### WHAT IS NEEDED
Show all lines holding the string "this".

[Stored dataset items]
_ _ _ _ _

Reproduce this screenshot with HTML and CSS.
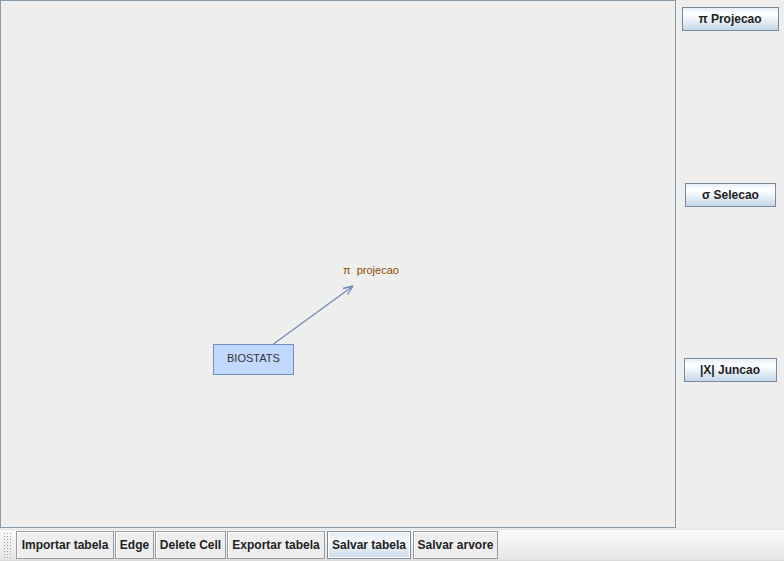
FILE: index.html
```html
<!DOCTYPE html>
<html>
<head>
<meta charset="utf-8">
<link rel="stylesheet" href="styles.css">
</head>
<body>
<div class="app">
  <div class="main">
    <div class="canvas">
      <svg class="edges" width="676" height="528" viewBox="0 0 676 528">
        <line x1="273.5" y1="344" x2="351" y2="287.5" stroke="#6e86b8" stroke-width="1.2"/>
        <path d="M353 286 L343 288.5 M353 286 L347.5 294.5" stroke="#6e86b8" stroke-width="1.3" fill="none"/>
      </svg>
      <div class="node-label">π&nbsp;&nbsp;projecao</div>
      <div class="node-table">BIOSTATS</div>
    </div>
    <div class="side">
      <button class="sbtn b1">π Projecao</button>
      <button class="sbtn b2">σ Selecao</button>
      <button class="sbtn b3">|X| Juncao</button>
    </div>
  </div>
  <div class="toolbar">
    <div class="grip"></div>
    <button class="tbtn w-imp">Importar tabela</button>
    <button class="tbtn w-edge">Edge</button>
    <button class="tbtn w-del">Delete Cell</button>
    <button class="tbtn w-exp">Exportar tabela</button>
    <button class="tbtn focus w-st">Salvar tabela</button>
    <button class="tbtn w-sa">Salvar arvore</button>
  </div>
</div>
</body>
</html>
```

FILE: styles.css
```css
html, body {
  margin: 0;
  padding: 0;
  background: #eeeeee;
  font-family: "Liberation Sans", Arial, sans-serif;
}
.app {
  width: 784px;
  height: 561px;
  display: flex;
  flex-direction: column;
}
.main {
  display: flex;
  height: 529px;
}
.canvas {
  position: relative;
  width: 674px;
  height: 526px;
  border: 1px solid #8a99a6;
  background: #eeeeee;
}
.edges {
  position: absolute;
  left: -1px;
  top: -1px;
}
.node-label {
  position: absolute;
  left: 342px;
  top: 263px;
  font-size: 11px;
  color: #8f4c00;
  white-space: nowrap;
}
.node-table {
  position: absolute;
  left: 212px;
  top: 343px;
  width: 79px;
  height: 29px;
  border: 1px solid #6e8ec4;
  background: #c3d8fe;
  font-size: 11px;
  color: #333333;
  text-indent: 13px;
  line-height: 26px;
}
.side {
  flex: 1;
  display: flex;
  flex-direction: column;
  align-items: center;
  padding-top: 7px;
}
.sbtn {
  font-family: "Liberation Sans", Arial, sans-serif;
  font-weight: bold;
  font-size: 12px;
  color: #222;
  height: 24px;
  border: 1px solid #7a8a99;
  background: linear-gradient(#e6eef6 0%, #ffffff 25%, #f3f7fb 45%, #c4d6e8 100%);
  padding: 0;
  margin: 0;
}
.b1 { width: 97px; }
.b2 { width: 91px; margin-top: 152px; margin-left: 1px; }
.b3 { width: 93px; margin-top: 151px; }
.toolbar {
  flex: 1;
  display: flex;
  align-items: center;
  background: linear-gradient(#fbfbfb 0%, #f2f2f2 40%, #e6e6e6 92%, #d8d8d8 100%);
  border-top: 1px solid #e4e4e4;
  padding-left: 3px;
  padding-bottom: 1px;
}
.grip {
  width: 9px;
  height: 26px;
  margin-right: 4px;
  background-image: radial-gradient(circle, #9aa0a6 0.7px, transparent 0.8px);
  background-size: 3px 3px;
}
.tbtn {
  font-family: "Liberation Sans", Arial, sans-serif;
  font-weight: bold;
  font-size: 12px;
  color: #222;
  height: 28px;
  border: 1px solid #9a9a9a;
  box-shadow: inset 1px 1px 0 #ffffff;
  background: #eeeeee;
  padding: 0;
  margin: 0;
  flex: none;
}
.w-imp { width: 98px; }
.w-edge { width: 39px; margin-left: 1px; }
.w-del { width: 71px; margin-left: 1px; }
.w-exp { width: 98px; margin-left: 1px; }
.w-st { width: 84px; margin-left: 2px; }
.w-sa { width: 85px; margin-left: 2px; }
.tbtn.focus {
  border-color: #7a8a99;
  background: linear-gradient(#dfe8f2 0%, #f5f8fb 30%, #e6eef6 60%, #c9d9ea 100%);
  box-shadow: inset 0 0 0 1px #ffffff;
}
```
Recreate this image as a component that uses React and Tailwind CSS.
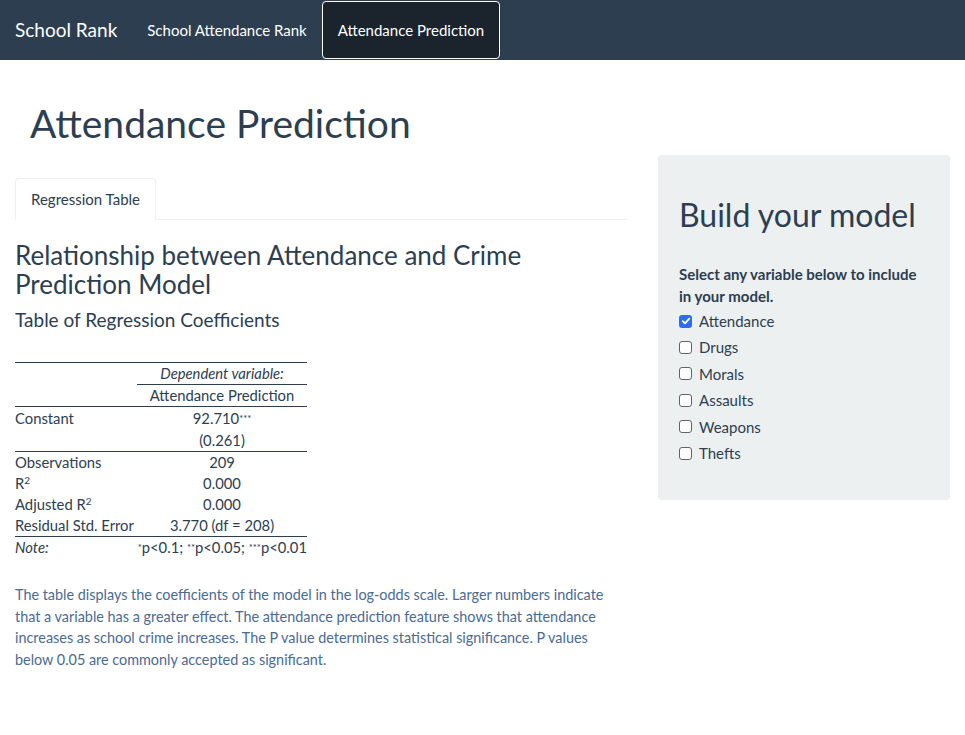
import React from "react";

const variables = [
    { name: "Attendance", checked: true },
    { name: "Drugs", checked: false },
    { name: "Morals", checked: false },
    { name: "Assaults", checked: false },
    { name: "Weapons", checked: false },
    { name: "Thefts", checked: false },
];

const Stars = ({ n }) => (
    <sup className="text-[9.5px] relative -top-[2px]">{"*".repeat(n)}</sup>
);

const Checkbox = ({ checked }) =>
    checked ? (
        <span className="w-[13px] h-[13px] rounded-[3px] bg-[#2f6cf5] flex items-center justify-center">
            <svg width="10" height="10" viewBox="0 0 10 10">
                <path d="M1.8 5.2 L4 7.4 L8.3 2.6" stroke="#fff" strokeWidth="1.8" fill="none" strokeLinecap="round" strokeLinejoin="round" />
            </svg>
        </span>
    ) : (
        <span className="w-[13px] h-[13px] rounded-[3px] border border-[#5f6368] bg-white" />
    );

const RegressionTable = () => (
    <table className="text-[14.8px] leading-[21px] text-[#2c3e50] border-collapse w-[292px]">
        <tbody>
            <tr className="border-t border-[#2c3e50]">
                <td className="w-[122px]"></td>
                <td className="text-center italic border-b border-[#2c3e50]">Dependent variable:</td>
            </tr>
            <tr className="border-b border-[#2c3e50]">
                <td></td>
                <td className="text-center">Attendance Prediction</td>
            </tr>
            <tr className="h-[23px]">
                <td>Constant</td>
                <td className="text-center">92.710<Stars n={3} /></td>
            </tr>
            <tr className="h-[22px] border-b border-[#2c3e50]">
                <td></td>
                <td className="text-center">(0.261)</td>
            </tr>
            <tr>
                <td>Observations</td>
                <td className="text-center">209</td>
            </tr>
            <tr>
                <td>R<sup className="text-[10px]">2</sup></td>
                <td className="text-center">0.000</td>
            </tr>
            <tr>
                <td>Adjusted R<sup className="text-[10px]">2</sup></td>
                <td className="text-center">0.000</td>
            </tr>
            <tr className="border-b border-[#2c3e50]">
                <td className="whitespace-nowrap pr-[2px]">Residual Std. Error</td>
                <td className="text-center whitespace-nowrap">3.770 (df = 208)</td>
            </tr>
            <tr>
                <td className="italic">Note:</td>
                <td className="text-right whitespace-nowrap">
                    <Stars n={1} />p&lt;0.1; <Stars n={2} />p&lt;0.05; <Stars n={3} />p&lt;0.01
                </td>
            </tr>
        </tbody>
    </table>
);

export default function App() {
    return (
        <div className="min-h-[735px] bg-white text-[#2c3e50] font-['Lato','Open_Sans',sans-serif]">
            <nav className="h-[60px] bg-[#2c3e50] flex items-center text-white">
                <span className="px-[15px] text-[19px]">School Rank</span>
                <span className="px-[15px] text-[15px]">School Attendance Rank</span>
                <span className="h-[58px] px-[15px] flex items-center text-[15px] bg-[#1b232d] border border-white rounded-[4px]">
                    Attendance Prediction
                </span>
            </nav>

            <h1 className="pl-[30px] mt-[42px] text-[39px] leading-[43px]">Attendance Prediction</h1>

            <div className="flex mt-[10px]">
                <div className="w-[643px] px-[15px]">
                    <div className="mt-[23px] flex border-b border-[#ecf0f1]">
                        <span className="px-[15px] h-[42px] flex items-center text-[15px] border border-b-0 border-[#ecf0f1] rounded-t-[4px] -mb-px bg-white">
                            Regression Table
                        </span>
                    </div>

                    <h3 className="mt-[21px] text-[26px] leading-[29px]">
                        Relationship between Attendance and Crime Prediction Model
                    </h3>
                    <h4 className="mt-[10px] text-[19px] leading-[21px]">Table of Regression Coefficients</h4>

                    <div className="mt-[32px]">
                        <RegressionTable />
                    </div>

                    <p className="mt-[26px] text-[14.4px] leading-[21.7px] text-[#4a6b94] w-[613px]">
                        The table displays the coefficients of the model in the log-odds scale. Larger numbers indicate that a variable has a greater effect. The attendance prediction feature shows that attendance increases as school crime increases. The P value determines statistical significance. P values below 0.05 are commonly accepted as significant.
                    </p>
                </div>

                <div className="w-[322px] px-[15px]">
                    <div className="bg-[#ecf0f1] rounded-[4px] px-[21px] pt-[42px] pb-[34px] w-[292px]">
                        <h2 className="text-[32px] leading-[35px]">Build your model</h2>
                        <p className="mt-[31px] text-[15px] font-bold leading-[22px]">
                            Select any variable below to include in your model.
                        </p>
                        <div className="mt-[1px] flex flex-col">
                            {variables.map((v) => (
                                <label key={v.name} className="flex items-center gap-[7px] h-[26.4px] text-[15px]">
                                    <Checkbox checked={v.checked} />
                                    {v.name}
                                </label>
                            ))}
                        </div>
                    </div>
                </div>
            </div>
        </div>
    );
}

_ _ _ _ _

### TASK RESULT
Reproduce this screenshot with HTML and CSS.
Recreate this image as a component that uses React and Tailwind CSS.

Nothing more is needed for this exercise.